Speaker: Professor Sotaro Kita, University of Warwick
Abstract: This presentation concerns a theory on how gestures (accompanying speaking and silent thinking) are generated and how gestures facilitate the gesturer's own cognitive processes. I will present evidence that gestures are generated from a general-purpose Action Generator, which also generates “practical” actions such as grasping a cup to drink, and that the Action Generator generates gestural representation in close coordination with the speech production process (Kita & Ozyurek, 2003, Journal of Memory and Language). I will also present evidence that gestures facilitate thinking and speaking through four functions: gesture activates, manipulates, packages and explores spatio-motoric representations (Kita, Chu, & Alibali, 2017, Psychological Review). Further, I will argue that schematic nature of gestural representation plays a crucial role in these four functions. To summarise, gesture, generated at the interface of action and language, shapes the way we think and we speak.

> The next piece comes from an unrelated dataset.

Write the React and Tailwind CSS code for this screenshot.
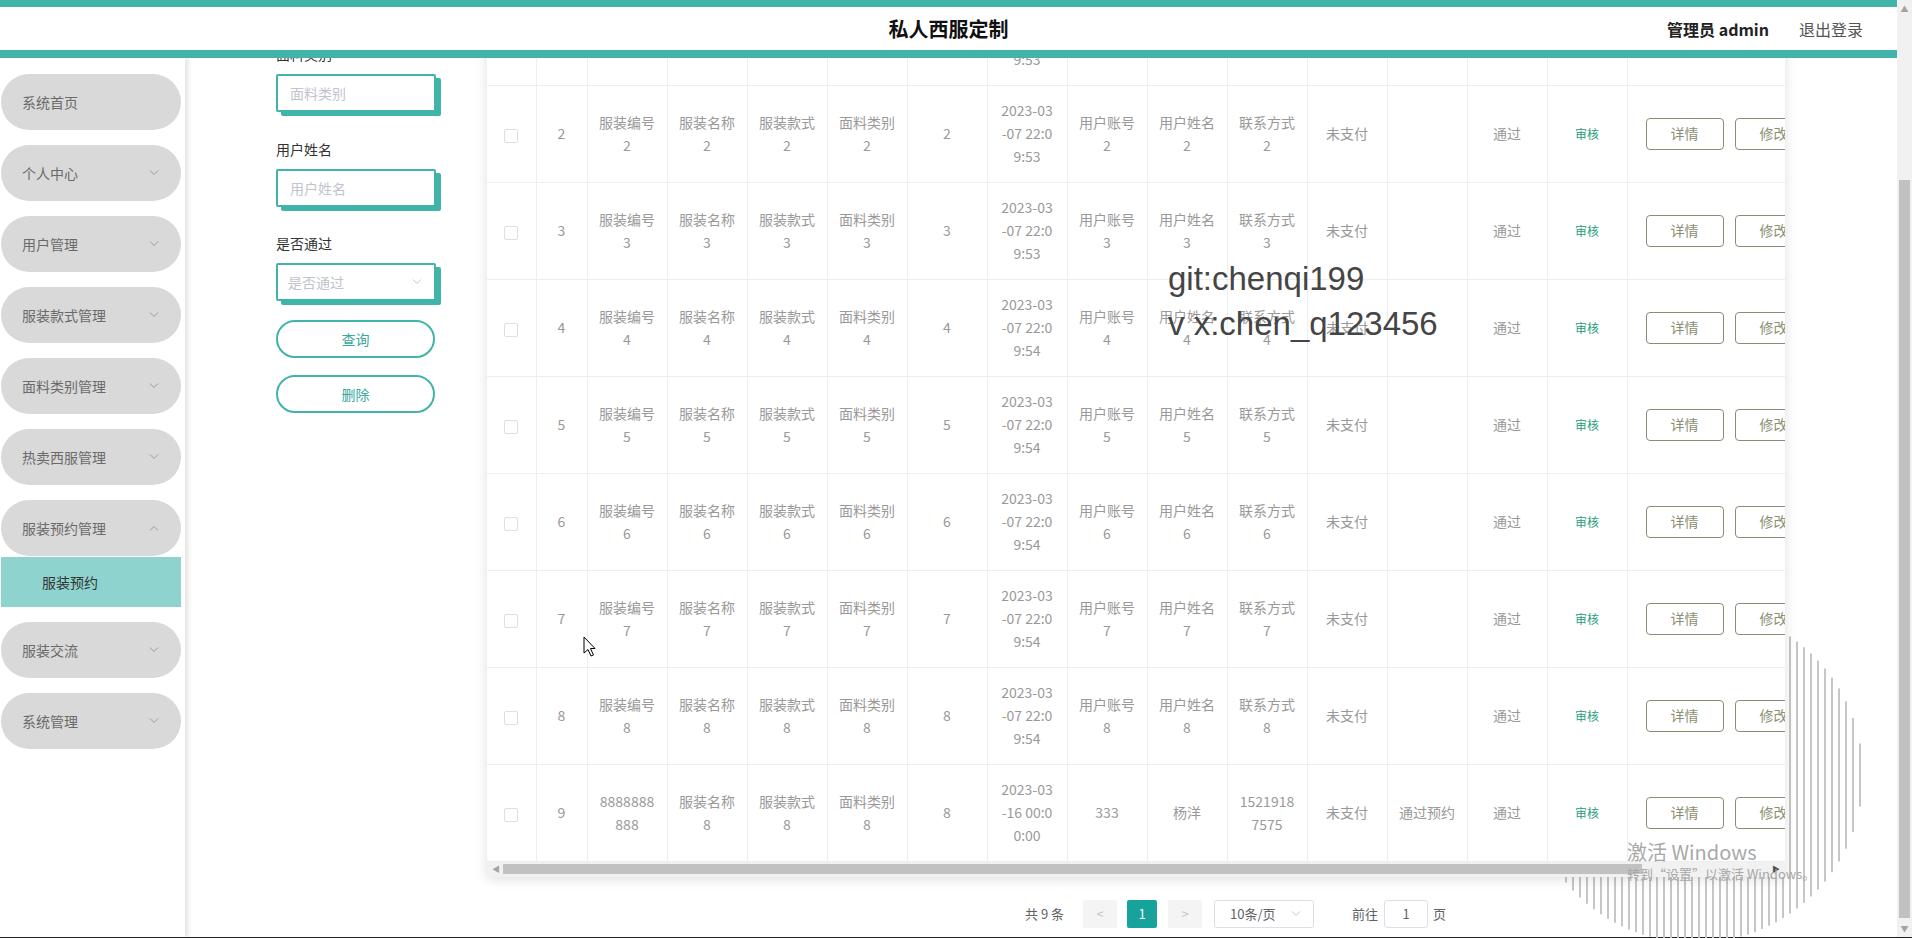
import React from "react";

const menu = [
  { label: "系统首页" },
  { label: "个人中心", arrow: "down" },
  { label: "用户管理", arrow: "down" },
  { label: "服装款式管理", arrow: "down" },
  { label: "面料类别管理", arrow: "down" },
  { label: "热卖西服管理", arrow: "down" },
  { label: "服装预约管理", arrow: "up", sub: "服装预约" },
  { label: "服装交流", arrow: "down" },
  { label: "系统管理", arrow: "down" },
];

const widths = ["w-[49px]", "w-[51px]", "w-[80px]", "w-[80px]", "w-[80px]", "w-[80px]", "w-[80px]", "w-[80px]", "w-[80px]", "w-[80px]", "w-[80px]", "w-[80px]", "w-[80px]", "w-[80px]", "w-[80px]", "w-[200px]"];

const rows = [];
for (let n = 1; n <= 8; n++) {
  rows.push({
    idx: String(n),
    text: [
      ["服装编号", String(n)],
      ["服装名称", String(n)],
      ["服装款式", String(n)],
      ["面料类别", String(n)],
      [String(n)],
      ["2023-03", "-07 22:0", n <= 3 ? "9:53" : "9:54"],
      ["用户账号", String(n)],
      ["用户姓名", String(n)],
      ["联系方式", String(n)],
      ["未支付"],
      [],
      ["通过"],
    ],
  });
}
rows.push({
  idx: "9",
  text: [
    ["8888888", "888"],
    ["服装名称", "8"],
    ["服装款式", "8"],
    ["面料类别", "8"],
    ["8"],
    ["2023-03", "-16 00:0", "0:00"],
    ["333"],
    ["杨洋"],
    ["1521918", "7575"],
    ["未支付"],
    ["通过预约"],
    ["通过"],
  ],
});

function Chevron({ up, color = "#9a9a9a" }) {
  return (
    <svg width="10" height="6" viewBox="0 0 10 6">
      <polyline points={up ? "1,5.5 5,1.5 9,5.5" : "1,0.5 5,4.5 9,0.5"} fill="none" stroke={color} strokeWidth="1" />
    </svg>
  );
}

function Field({ label }) {
  return (
    <input
      readOnly
      placeholder={label}
      className="mt-[10px] h-[38px] w-[160px] rounded-[2px] border-2 border-[#41b4a9] bg-white pl-[12px] text-[14px] shadow-[5px_4px_0_#41b4a9] outline-none placeholder:text-[#c0c4cc]"
    />
  );
}

function Decoration() {
  const lines = [];
  const r = 168;
  for (let x = 4; x < 2 * r; x += 7) {
    const dx = x - r;
    const h = Math.sqrt(r * r - dx * dx);
    lines.push(<line key={x} x1={x} x2={x} y1={r - h} y2={r + h} stroke="#c6c6c6" strokeWidth="2" />);
  }
  return (
    <svg width="336" height="336" viewBox="0 0 336 336" className="absolute left-[1527px] top-[607px] z-0">
      {lines}
    </svg>
  );
}

export default function App() {
  return (
    <div className="relative isolate flex h-[938px] w-[1912px] flex-col overflow-hidden bg-white font-['Noto_Sans_CJK_SC','Noto_Sans',sans-serif]">
      <div className="flex h-[937px]">
        <div className="flex w-[1897px] flex-col">
          {/* top bar */}
          <header className="relative z-30 grid h-[58px] grid-cols-[1fr_auto_1fr] items-center border-t-[7px] border-b-[8px] border-[#41b4a9] bg-white">
            <div />
            <div className="text-[20px] font-bold text-[#111]">私人西服定制</div>
            <div className="flex items-center justify-end gap-[30px] pr-[34px] text-[16px]">
              <span className="font-bold text-[#222]">管理员 admin</span>
              <span className="text-[#555]">退出登录</span>
            </div>
          </header>

          <div className="flex h-[879px] overflow-hidden">
            {/* sidebar */}
            <aside className="relative z-20 flex w-[185px] shrink-0 flex-col gap-[15px] bg-white pt-[16px] shadow-[3px_0_5px_rgba(0,0,0,0.12)]">
              {menu.map((m) => (
                <div key={m.label} className="flex flex-col">
                  <div className="ml-px flex h-[56px] w-[180px] items-center justify-between rounded-full bg-[#d9d9d9] pl-[21px] pr-[22px] text-[14px] text-[#6a6a6a]">
                    <span>{m.label}</span>
                    {m.arrow && <Chevron up={m.arrow === "up"} />}
                  </div>
                  {m.sub && (
                    <div className="ml-px mt-px flex h-[50px] w-[180px] items-center bg-[#8fd3ce] pl-[41px] text-[14px] text-[#333]">
                      {m.sub}
                    </div>
                  )}
                </div>
              ))}
            </aside>

            {/* main */}
            <main className="flex flex-1">
              {/* search form */}
              <div className="ml-[91px] mt-[-14px] flex w-[165px] shrink-0 flex-col text-[14px]">
                <div className="h-[20px] leading-[20px] text-[#333]">面料类别</div>
                <Field label="面料类别" />
                <div className="mt-[27px] h-[20px] leading-[20px] text-[#333]">用户姓名</div>
                <Field label="用户姓名" />
                <div className="mt-[26px] h-[20px] leading-[20px] text-[#333]">是否通过</div>
                <div className="mt-[10px] flex h-[38px] w-[160px] items-center justify-between rounded-[2px] border-2 border-[#41b4a9] bg-white pl-[10px] pr-[12px] text-[#c0c4cc] shadow-[5px_4px_0_#41b4a9]">
                  <span>是否通过</span>
                  <Chevron color="#c0c4cc" />
                </div>
                <button type="button" className="mt-[19px] h-[38px] w-[159px] rounded-full border-2 border-[#41b4a9] bg-white text-[14px] text-[#36a89c]">查询</button>
                <button type="button" className="mt-[17px] h-[38px] w-[159px] rounded-full border-2 border-[#41b4a9] bg-white text-[14px] text-[#36a89c]">删除</button>
              </div>

              {/* table + pager */}
              <div className="ml-[46px] mt-[-70px] flex flex-col">
                <div className="relative z-10 w-[1298px] overflow-hidden bg-white shadow-[0_2px_12px_0_rgba(0,0,0,0.13)]">
                  <table className="w-[1340px] table-fixed border-collapse">
                    <colgroup>
                      {widths.map((w, i) => (
                        <col key={i} className={w} />
                      ))}
                    </colgroup>
                    <tbody>
                      {rows.map((r) => (
                        <tr key={r.idx} className="h-[97px]">
                          <td className="border-r border-b border-[#ebeef5] text-center align-middle">
                            <span className="inline-block h-[14px] w-[14px] rounded-[2px] border border-[#dcdfe6] bg-white align-middle" />
                          </td>
                          <td className="border-r border-b border-[#ebeef5] text-center align-middle text-[14px] text-[#999]">{r.idx}</td>
                          {r.text.map((lines, i) => (
                            <td key={i} className="border-r border-b border-[#ebeef5] px-[8px] text-center align-middle text-[14px] leading-[23px] text-[#999]">
                              {lines.map((l, j) => (
                                <div key={j} className="whitespace-nowrap">{l}</div>
                              ))}
                            </td>
                          ))}
                          <td className="border-r border-b border-[#ebeef5] text-center align-middle text-[12px] text-[#2a9d7c]">审核</td>
                          <td className="border-b border-[#ebeef5] pl-[18px] align-middle">
                            <div className="flex gap-[11px]">
                              <span className="flex h-[32px] w-[78px] items-center justify-center rounded-[4px] border border-[#8c8c74] text-[14px] text-[#8a8f74]">详情</span>
                              <span className="flex h-[32px] w-[78px] items-center justify-center rounded-[4px] border border-[#8c8c74] text-[14px] text-[#8a8f74]">修改</span>
                            </div>
                          </td>
                        </tr>
                      ))}
                    </tbody>
                  </table>
                  {/* horizontal scrollbar */}
                  <div className="flex h-[15px] items-center bg-[#f1f1f1]">
                    <span className="ml-[5px] w-[8px] text-[8px] leading-none text-[#a3a3a3]">◀</span>
                    <div className="ml-[3px] h-[10px] w-[1139px] bg-[#c1c1c1]" />
                    <span className="ml-auto mr-[5px] text-[8px] leading-none text-[#505050]">▶</span>
                  </div>
                </div>

                {/* pagination */}
                <div className="ml-[538px] mt-[23px] flex h-[28px] items-center text-[13px] text-[#606266]">
                  <span className="w-[58px] whitespace-nowrap">共 9 条</span>
                  <span className="mr-[10px] flex h-[28px] w-[34px] items-center justify-center rounded-[2px] bg-[#f4f4f5] text-[#c0c4cc]">&lt;</span>
                  <span className="mr-[11px] flex h-[28px] w-[30px] items-center justify-center rounded-[2px] bg-[#17a39c] text-white">1</span>
                  <span className="mr-[12px] flex h-[28px] w-[34px] items-center justify-center rounded-[2px] bg-[#f4f4f5] text-[#c0c4cc]">&gt;</span>
                  <span className="flex h-[28px] w-[100px] items-center justify-between rounded-[3px] border border-[#dcdfe6] pl-[15px] pr-[12px]">
                    <span>10条/页</span>
                    <Chevron color="#c0c4cc" />
                  </span>
                  <span className="ml-[38px]">前往</span>
                  <span className="ml-[6px] flex h-[28px] w-[44px] items-center justify-center rounded-[3px] border border-[#dcdfe6]">1</span>
                  <span className="ml-[5px]">页</span>
                </div>
              </div>
            </main>
          </div>
        </div>

        {/* page scrollbar */}
        <div className="flex w-[15px] flex-col bg-[#f1f1f1]">
          <span className="flex h-[17px] items-center justify-center text-[8px] text-[#a3a3a3]">▲</span>
          <div className="mx-[2px] mt-[163px] h-[738px] bg-[#c1c1c1]" />
          <span className="mt-auto flex h-[17px] items-center justify-center text-[8px] text-[#a3a3a3]">▼</span>
        </div>
      </div>
      <div className="h-px bg-[#222]" />

      <Decoration />

      {/* overlay watermark */}
      <div className="absolute left-[1168px] top-[256px] z-20 font-['Liberation_Sans',sans-serif] text-[33px] leading-[45px] text-[#454545]">
        <div>git:chenqi199</div>
        <div>v x:chen_q123456</div>
      </div>

      {/* windows activation */}
      <div className="absolute left-[1627px] top-[839px] z-20 text-[#a8a8a8]">
        <div className="text-[20px] leading-[26px]">激活 Windows</div>
        <div className="text-[13px] leading-[18px]">转到“设置”以激活 Windows。</div>
      </div>

      {/* mouse pointer */}
      <svg width="14" height="22" viewBox="0 0 14 22" className="absolute left-[583px] top-[636px] z-30">
        <path d="M1 1 L1 17 L5 13.5 L8 20 L10.5 19 L7.5 12.5 L12 12.5 Z" fill="#fff" stroke="#000" strokeWidth="1" strokeLinejoin="round" />
      </svg>
    </div>
  );
}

Bio: After studying engineering in Japan (B.Eng., M.Eng. , University of Tokyo), I received a Ph.D. in psychology and linguistics from the University of Chicago (1993) . In 1993, I joined Cognitive Anthropology Research Group (lead by Stephen Levinson) at the Max Planck Institute for Psycholinguistics in the Netherlands as a postdoc and then a Senior Researcher (1994-2003). At the Max Planck Institute, I was the founding leader of the Gesture Project, one of the research foci of the Institute. I was a Senior Lecturer at the Dept. of Experimental Psychology in the University of Bristol (2003-2006), and a Reader at the School of Psychology in the University of Birmingham (2006-2013). I have been in the current position (Professor of Psychology of Language) at the University of Warwick since 2013. I have been the President for the International Society for Gesture Studies (2012-2014) and the Editor of the journal, GESTURE (2017-2023). I am also currently Deputy Pro Vice Chancellor (Research), with research culture as the main remit.